At the time of the dissolution the parties entered into a written separation agreement which was incorporated by reference into the decree of dissolution. In relevant part, the agreement provided that the parties would share joint legal custody of the children, with the plaintiff having primary physical custody of Triona, and the defendant having primary physical custody of Sean. Para 5. The agreement also provided that the defendant would pay the plaintiff, as unallocated alimony and support, the sum of $1,000.00 per month from September 1, 1991 to August 30, 1993 and $500.00 per month from September 1, 1993 to August 30, 1997. Para 6(a) and (b). The agreement further provided that in the event physical custody of Triona should transfer from the plaintiff to the defendant prior to August 30, 1997, than the plaintiff would pay to the defendant child support according to the child support guidelines, retroactive to the beginning of the month following the change in physical custody. Para 6(d). Also, depending upon who had physical custody of the children beginning September 1, 1997, the non-custodial parent would pay child support to the custodial parent in accordance with the guidelines. Para 6(e). Finally, the agreement provided that" the periodic alimony payments. . . contemplate the continued partial employment of the mother and the full employment of the father." Para 6(f).
The actual separation agreement provides that alimony would terminate on August 30, 1995, but the parties agree that is a scrivener's error, and that alimony would actually terminate August 30, 1997.

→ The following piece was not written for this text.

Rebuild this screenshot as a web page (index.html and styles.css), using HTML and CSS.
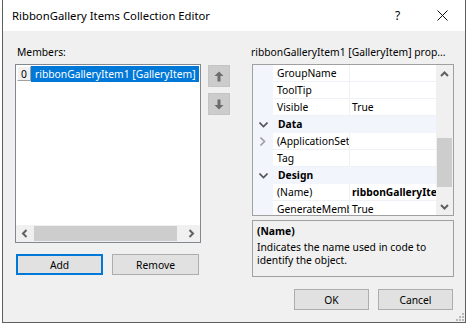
FILE: index.html
```html
<!DOCTYPE html>
<html lang="en">
<head>
    <meta charset="UTF-8">
    <title>RibbonGallery Items Collection Editor</title>
    <link rel="stylesheet" href="styles.css">
</head>
<body>
    <div class="window">
        <div class="titlebar">
            <span class="title">RibbonGallery Items Collection Editor</span>
            <span class="caption-btn help">?</span>
            <span class="caption-btn close">
                <svg width="11" height="11" viewBox="0 0 11 11"><path d="M0.5 0.5 L10.5 10.5 M10.5 0.5 L0.5 10.5" stroke="#111" stroke-width="1"/></svg>
            </span>
        </div>

        <div class="content">
            <div class="panes">
                <div class="left">
                    <div class="label">Members:</div>
                    <div class="members-row">
                        <div class="listbox">
                            <div class="list-items">
                                <div class="list-item">
                                    <span class="index">0</span>
                                    <span class="item-text">ribbonGalleryItem1 [GalleryItem]</span>
                                </div>
                            </div>
                            <div class="hscroll">
                                <div class="sb-arrow">
                                    <svg width="7" height="9" viewBox="0 0 7 9"><path d="M5.5 1 L2 4.5 L5.5 8" fill="none" stroke="#606060" stroke-width="2"/></svg>
                                </div>
                                <div class="sb-thumb"></div>
                                <div class="sb-track"></div>
                                <div class="sb-arrow">
                                    <svg width="7" height="9" viewBox="0 0 7 9"><path d="M1.5 1 L5 4.5 L1.5 8" fill="none" stroke="#606060" stroke-width="2"/></svg>
                                </div>
                            </div>
                        </div>
                        <div class="order-buttons">
                            <div class="order-btn">
                                <svg width="10" height="11" viewBox="0 0 10 11"><path d="M5 0.5 L9.5 5 L6.5 5 L6.5 10.5 L3.5 10.5 L3.5 5 L0.5 5 Z" fill="#6d6d6d"/></svg>
                            </div>
                            <div class="order-btn">
                                <svg width="10" height="11" viewBox="0 0 10 11"><path d="M5 10.5 L9.5 6 L6.5 6 L6.5 0.5 L3.5 0.5 L3.5 6 L0.5 6 Z" fill="#6d6d6d"/></svg>
                            </div>
                        </div>
                    </div>
                    <div class="member-actions">
                        <button class="btn btn-focus">Add</button>
                        <button class="btn">Remove</button>
                    </div>
                </div>

                <div class="right">
                    <div class="label label-props">ribbonGalleryItem1 [GalleryItem] prop...</div>
                    <div class="propgrid">
                        <div class="prop-rows">
                            <div class="prop-row"><span class="gutter"></span><span class="pname">GroupName</span><span class="pvalue"></span></div>
                            <div class="prop-row"><span class="gutter"></span><span class="pname">ToolTip</span><span class="pvalue"></span></div>
                            <div class="prop-row"><span class="gutter"></span><span class="pname">Visible</span><span class="pvalue">True</span></div>
                            <div class="prop-row category">
                                <span class="gutter"><svg width="9" height="6" viewBox="0 0 9 6"><path d="M0.5 0.5 L4.5 4.5 L8.5 0.5" fill="none" stroke="#555" stroke-width="1.6"/></svg></span>
                                <span class="cname">Data</span>
                            </div>
                            <div class="prop-row">
                                <span class="gutter"><svg width="6" height="9" viewBox="0 0 6 9"><path d="M0.5 0.5 L4.5 4.5 L0.5 8.5" fill="none" stroke="#a0a0a0" stroke-width="1.6"/></svg></span>
                                <span class="pname">(ApplicationSettings)</span><span class="pvalue"></span>
                            </div>
                            <div class="prop-row"><span class="gutter"></span><span class="pname">Tag</span><span class="pvalue"></span></div>
                            <div class="prop-row category">
                                <span class="gutter"><svg width="9" height="6" viewBox="0 0 9 6"><path d="M0.5 0.5 L4.5 4.5 L8.5 0.5" fill="none" stroke="#555" stroke-width="1.6"/></svg></span>
                                <span class="cname">Design</span>
                            </div>
                            <div class="prop-row"><span class="gutter"></span><span class="pname">(Name)</span><span class="pvalue bold">ribbonGalleryItem1</span></div>
                            <div class="prop-row"><span class="gutter"></span><span class="pname">GenerateMember</span><span class="pvalue">True</span></div>
                        </div>
                        <div class="vscroll">
                            <div class="vs-arrow">
                                <svg width="9" height="6" viewBox="0 0 9 6"><path d="M1 5 L4.5 1.5 L8 5" fill="none" stroke="#606060" stroke-width="2"/></svg>
                            </div>
                            <div class="vs-thumb"></div>
                            <div class="vs-track"></div>
                            <div class="vs-arrow">
                                <svg width="9" height="6" viewBox="0 0 9 6"><path d="M1 1 L4.5 4.5 L8 1" fill="none" stroke="#606060" stroke-width="2"/></svg>
                            </div>
                        </div>
                    </div>
                    <div class="desc">
                        <div class="desc-title">(Name)</div>
                        <div class="desc-text">Indicates the name used in code to identify the object.</div>
                    </div>
                </div>
            </div>

            <div class="footer">
                <button class="btn btn-wide">OK</button>
                <button class="btn btn-wide">Cancel</button>
            </div>
        </div>

        <svg class="grip" width="8" height="8" viewBox="0 0 8 8">
            <rect x="6" y="0" width="2" height="2" fill="#b8b8b8"/>
            <rect x="3" y="3" width="2" height="2" fill="#b8b8b8"/>
            <rect x="6" y="3" width="2" height="2" fill="#b8b8b8"/>
            <rect x="0" y="6" width="2" height="2" fill="#b8b8b8"/>
            <rect x="3" y="6" width="2" height="2" fill="#b8b8b8"/>
            <rect x="6" y="6" width="2" height="2" fill="#b8b8b8"/>
        </svg>
    </div>
</body>
</html>
```

FILE: styles.css
```css
body {
    margin: 0;
    background: #fff;
    font-family: "Noto Sans", "Open Sans", sans-serif;
    font-size: 10.3px;
    color: #000;
}
.window {
    position: relative;
    box-sizing: border-box;
    width: 464px;
    height: 323px;
    margin-left: 2px;
    border: 1px solid #5f5f5f;
    border-top: none;
    background: #f0f0f0;
    display: flex;
    flex-direction: column;
}

/* title bar */
.titlebar {
    height: 31px;
    background: #fff;
    display: flex;
    align-items: center;
    padding-left: 9px;
}
.title {
    font-size: 11.3px;
    flex: 1;
}
.caption-btn {
    width: 45px;
    height: 31px;
    display: flex;
    align-items: center;
    justify-content: center;
}
.help {
    font-size: 12px;
}

/* content */
.content {
    flex: 1;
    display: flex;
    flex-direction: column;
    padding: 12px 11px 0 12px;
}
.panes {
    display: flex;
    gap: 22px;
}
.left {
    width: 215px;
}
.right {
    width: 202px;
}
.label {
    height: 16px;
    line-height: 18px;
    margin-bottom: 5px;
    margin-left: 2px;
    white-space: nowrap;
}
.label-props {
    margin-left: -1px;
}

/* members list */
.members-row {
    display: flex;
}
.listbox {
    box-sizing: border-box;
    width: 186px;
    height: 179px;
    border: 1px solid #828790;
    background: #fff;
    display: flex;
    flex-direction: column;
}
.list-items {
    flex: 1;
    padding: 1px;
}
.list-item {
    display: flex;
    height: 16px;
}
.index {
    box-sizing: border-box;
    width: 14px;
    height: 15px;
    background: #f0f0f0;
    border: 1px solid;
    border-color: #fff #a0a0a0 #a0a0a0 #fff;
    text-align: center;
    line-height: 14px;
}
.item-text {
    flex: 1;
    background: #0078d7;
    color: #fff;
    padding-left: 4px;
    line-height: 17px;
    white-space: nowrap;
    overflow: hidden;
}
.hscroll {
    height: 17px;
    display: flex;
    background: #f0f0f0;
}
.sb-arrow {
    width: 17px;
    display: flex;
    align-items: center;
    justify-content: center;
}
.sb-thumb {
    width: 143px;
    margin: 1px 0 1px 1px;
    background: #cdcdcd;
}
.sb-track {
    flex: 1;
}
.order-buttons {
    display: flex;
    flex-direction: column;
    gap: 6px;
    margin: 1px 0 0 7px;
}
.order-btn {
    box-sizing: border-box;
    width: 22px;
    height: 22px;
    background: #cccccc;
    border: 1px solid #c4c4c4;
    display: flex;
    align-items: center;
    justify-content: center;
}

/* buttons */
.member-actions {
    display: flex;
    gap: 9px;
    margin: 11px 0 0 1px;
}
.btn {
    box-sizing: border-box;
    width: 87px;
    height: 21px;
    padding: 1px 0 0;
    background: #e1e1e1;
    border: 1px solid #adadad;
    font-family: inherit;
    font-size: 10.3px;
    color: #000;
}
.btn-focus {
    border: 2px solid #0078d7;
}
.btn-wide {
    width: 75px;
}

/* property grid */
.propgrid {
    box-sizing: border-box;
    height: 152px;
    border: 1px solid #a0a0a0;
    background: #fff;
    display: flex;
}
.prop-rows {
    flex: 1;
    overflow: hidden;
}
.prop-row {
    display: grid;
    grid-template-columns: 20px 77px 1fr;
    height: 17px;
    line-height: 17px;
}
.gutter {
    background: #f2f5fb;
    display: flex;
    align-items: center;
    justify-content: center;
}
.pname,
.pvalue {
    box-sizing: border-box;
    height: 17px;
    border-bottom: 1px solid #eef1f6;
    white-space: nowrap;
    overflow: hidden;
}
.pname {
    padding-left: 4px;
    border-right: 1px solid #eef1f6;
}
.pvalue {
    padding-left: 2px;
}
.bold {
    font-weight: bold;
}
.category {
    background: #f2f5fb;
}
.cname {
    grid-column: 2 / 4;
    padding-left: 5px;
    font-weight: bold;
}
.vscroll {
    width: 17px;
    background: #f0f0f0;
    display: flex;
    flex-direction: column;
}
.vs-arrow {
    height: 17px;
    display: flex;
    align-items: center;
    justify-content: center;
}
.vs-thumb {
    height: 49px;
    margin: 56px 1px 0 1px;
    background: #cdcdcd;
}
.vs-track {
    flex: 1;
}

/* description */
.desc {
    box-sizing: border-box;
    height: 57px;
    margin-top: 4px;
    border: 1px solid #a0a0a0;
    padding: 2px 4px 0;
}
.desc-title {
    font-weight: bold;
    line-height: 16px;
}
.desc-text {
    margin-top: 2px;
    line-height: 13px;
}

/* footer */
.footer {
    display: flex;
    justify-content: flex-end;
    gap: 9px;
    margin: 12px 1px 0 0;
}

.grip {
    position: absolute;
    right: 1px;
    bottom: 1px;
}
```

The parties' son, Sean, remained in the custody of the defendant at least until he reached the age of majority, and his circumstances are not at issue here. The circumstances concerning the parties' daughter. Triona are another matter. Triona remained in the physical custody of the plaintiff until August, 1995, when she began to live with the defendant. She remained in the custody of the defendant for only a short time, until approximately December, 1995 . During this August to December period, financial orders were modified so that the defendant paid the plaintiff the reduced amount of $200.00 per month. Triona than resumed living with the plaintiff when the plaintiff relocated to Ohio in January, 1996. At that time, or shortly thereafter, the defendant resumed his unallocated alimony and support payments in the sum of $500.00 per month. See, stipulation, dated April 10, 1996. However, Triona was not finished moving. In February, 1997 Triona left the plaintiff in Ohio and returned to the defendant here in Connecticut. It was at or about this time, in February, 1997, that the defendant last made any alimony or support payments to the plaintiff. Triona continued to live with the defendant through the date of these hearings, in late February, 1998, and presumably through the date of her own majority on April 20, 1998.
The court at least presumes as much for purposes of its orders.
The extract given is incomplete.